By Thomas, founder of CutScore · Updated June 2026
Bitrate is the amount of data your video spends per second, usually measured in megabits (Mbps). More data means more detail survives: cleaner motion, fewer blocky shadows, smoother gradients in a sky. Lower bitrate means the encoder starts throwing detail away to fit the file into a smaller box. So far, so simple. The trap is thinking the number you export at is the number the viewer gets.
It is not. The first time I learned this I exported a vlog at a heroic 80 Mbps, felt very professional about it, uploaded it, and watched YouTube hand it back to a viewer at a fraction of that. Every platform re-encodes your file to its own bitrate ladder, and that ladder is almost always lower than what you exported. Your beautiful 80 Mbps master is just the raw material the platform chews up. What you control is the quality of the meal you hand it.
That changes the whole game. You are not exporting for the viewer. You are exporting for the platform's compressor, and your job is to give it a clean, generous source so its squeeze does the least damage. Too low a bitrate and you are stacking compression on top of compression, which is where the smear and blockiness come from.
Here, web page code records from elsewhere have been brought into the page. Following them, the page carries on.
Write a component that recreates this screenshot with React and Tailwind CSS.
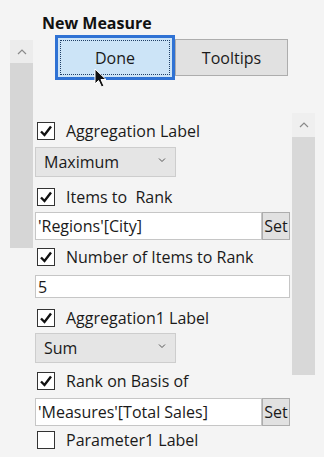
import React from 'react';

const font = { fontFamily: '"Open Sans", "Noto Sans", sans-serif' };

// Windows-style checkbox
const CheckRow = ({ label, checked = true, className = '' }) => (
    <div className={`flex items-center h-7 ${className}`}>
        <div className="w-[18px] h-[18px] ml-[2px] border border-[#333333] bg-white flex items-center justify-center">
            {checked && (
                <svg width="14" height="14" viewBox="0 0 14 14">
                    <path d="M2 7.5 L5.5 11 L12 2.5" fill="none" stroke="#111" strokeWidth="2.4" />
                </svg>
            )}
        </div>
        <span className="ml-[11px] text-[16px] text-[#1a1a1a] whitespace-pre">{label}</span>
    </div>
);

const Dropdown = ({ value, className = '' }) => (
    <div className={`w-[141px] h-[30px] flex items-center justify-between pl-[8px] pr-[9px] bg-[#e5e5e5] border border-[#cdcdcd] ${className}`}>
        <span className="text-[16px] text-[#1a1a1a]">{value}</span>
        <svg width="8" height="6" viewBox="0 0 8 6" className="-mt-[4px]">
            <path d="M1 1.5 L4 4.5 L7 1.5" fill="none" stroke="#555" strokeWidth="1" />
        </svg>
    </div>
);

const SetInput = ({ value, className = '' }) => (
    <div className={`flex h-[28px] ${className}`}>
        <div className="w-[227px] bg-white border border-[#c6c6c6] flex items-center pl-[2px] text-[16px] text-[#1a1a1a]">
            {value}
        </div>
        <div className="w-[28px] bg-[#e1e1e1] border border-[#adadad] flex items-center justify-center text-[16px] text-[#1a1a1a]">
            Set
        </div>
    </div>
);

const UpArrow = () => (
    <svg width="10" height="6" viewBox="0 0 10 6">
        <path d="M1 5 L5 1 L9 5" fill="none" stroke="#8a8a8a" strokeWidth="1.2" />
    </svg>
);

export default function App() {
    return (
        <div className="w-[324px] h-[457px] overflow-hidden bg-[#f4f4f4] flex pl-[10px]" style={font}>
            {/* outer scrollbar */}
            <div className="w-[23px] mt-[40px] flex flex-col">
                <div className="h-[23px] bg-[#ececec] flex items-center justify-center"><UpArrow /></div>
                <div className="h-[185px] bg-[#d6d6d6]" />
            </div>

            <div className="flex-1 pl-[2px]">
                <h1 className="pl-[7px] pt-[13px] text-[16px] leading-[21px] font-bold text-[#111]">New Measure</h1>

                <div className="flex items-center mt-[1px] ml-[20px]">
                    <div className="relative w-[120px] h-[45px] border-[3px] border-[#2f72d4] bg-[#cce4f7] p-[2px]">
                        <div className="w-full h-full border border-dotted border-[#1f3f66] flex items-center justify-center text-[16px] text-[#1a1a1a]">
                            Done
                        </div>
                        <svg className="absolute left-[36px] top-[30px]" width="14" height="21" viewBox="0 0 14 21">
                            <path d="M1 1 L1 16 L4.5 12.5 L7.5 19 L10 18 L7 11.5 L12 11.5 Z" fill="#111" stroke="#fff" strokeWidth="1" />
                        </svg>
                    </div>
                    <div className="w-[113px] h-[37px] bg-[#e1e1e1] border border-[#adadad] flex items-center justify-center text-[16px] text-[#1a1a1a]">
                        Tooltips
                    </div>
                </div>

                {/* inner pane */}
                <div className="flex">
                    <div className="w-[255px] pt-[37px] flex flex-col">
                        <CheckRow label="Aggregation Label" />
                        <Dropdown value="Maximum" className="mt-[2px]" />
                        <CheckRow label="Items to  Rank" className="mt-[6px]" />
                        <SetInput value="'Regions'[City]" className="mt-[1px]" />
                        <CheckRow label="Number of Items to Rank" className="mt-[3px]" />
                        <div className="mt-[4px] h-[23px] bg-white border border-[#c6c6c6] flex items-center pl-[2px] text-[16px] text-[#1a1a1a]">5</div>
                        <CheckRow label="Aggregation1 Label" className="mt-[6px]" />
                        <Dropdown value="Sum" className="mt-[1px]" />
                        <CheckRow label="Rank on Basis of" className="mt-[4px]" />
                        <SetInput value="'Measures'[Total Sales]" className="mt-[3px]" />
                        <CheckRow label="Parameter1 Label" checked={false} />
                    </div>

                    {/* inner scrollbar */}
                    <div className="w-[23px] ml-[2px] mt-[33px] flex flex-col">
                        <div className="h-[24px] bg-[#efefef] flex items-center justify-center"><UpArrow /></div>
                        <div className="h-[238px] bg-[#d8d8d8]" />
                    </div>
                </div>
            </div>
        </div>
    );
}
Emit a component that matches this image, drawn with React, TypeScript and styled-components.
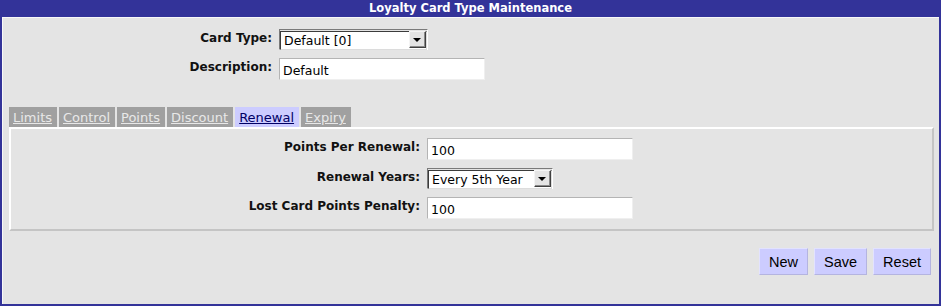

The targets below give the encoder room to work.
What bitrate to export your video at, by resolution.
These are sensible upload targets, the kind YouTube itself recommends as a floor for SDR uploads. Use the higher end of each range for fast motion, fine grain, screen recordings of small text, or anything with lots of gradient.
| Resolution & frame rate | Target bitrate (upload) | When to push higher |
|---|---|---|
| 1080p · 24 / 30 fps | ≈ 16 Mbps | Bump to 24 Mbps for sport, gaming, dense screen capture or heavy grain. |
| 1080p · 50 / 60 fps | ≈ 24 Mbps | More frames need more data; thin bitrate here shows as motion smear. |
| 1440p · 30 fps | ≈ 24 Mbps | Push toward 30 Mbps if there is a lot of fine texture or fast pans. |
| 4K (2160p) · 24 / 30 fps | 45 to 50 Mbps | Detailed landscapes and tight text benefit from the top of the range. |
| 4K (2160p) · 50 / 60 fps | 70 to 80 Mbps | High motion at 4K is the hungriest case; do not starve it. |
| Vertical (1080×1920) · 30 fps | ≈ 16 Mbps | Same pixel budget as 1080p; Reels and TikTok re-compress hard, so keep headroom. |
CutScore reads the actual bitrate, codec and resolution of your file and tells you whether it is ready for the platform you are posting to, with the rest of the craft checks alongside it.
Bitrate is one dial of four.
Should I use VBR or CBR?
Use VBR, and if your editor offers it, two-pass VBR. CBR (constant bitrate) spends the same data on a static talking head as it does on an explosion, which is wasteful on the easy shots and stingy on the hard ones. VBR (variable bitrate) lets the encoder spend more where the picture is complex and less where it is simple, so you get better quality for the same average file size. Set your target number from the table as the average, and let the maximum run a little higher. CBR is mostly for live streaming, where a steady, predictable data rate matters more than squeezing out efficiency.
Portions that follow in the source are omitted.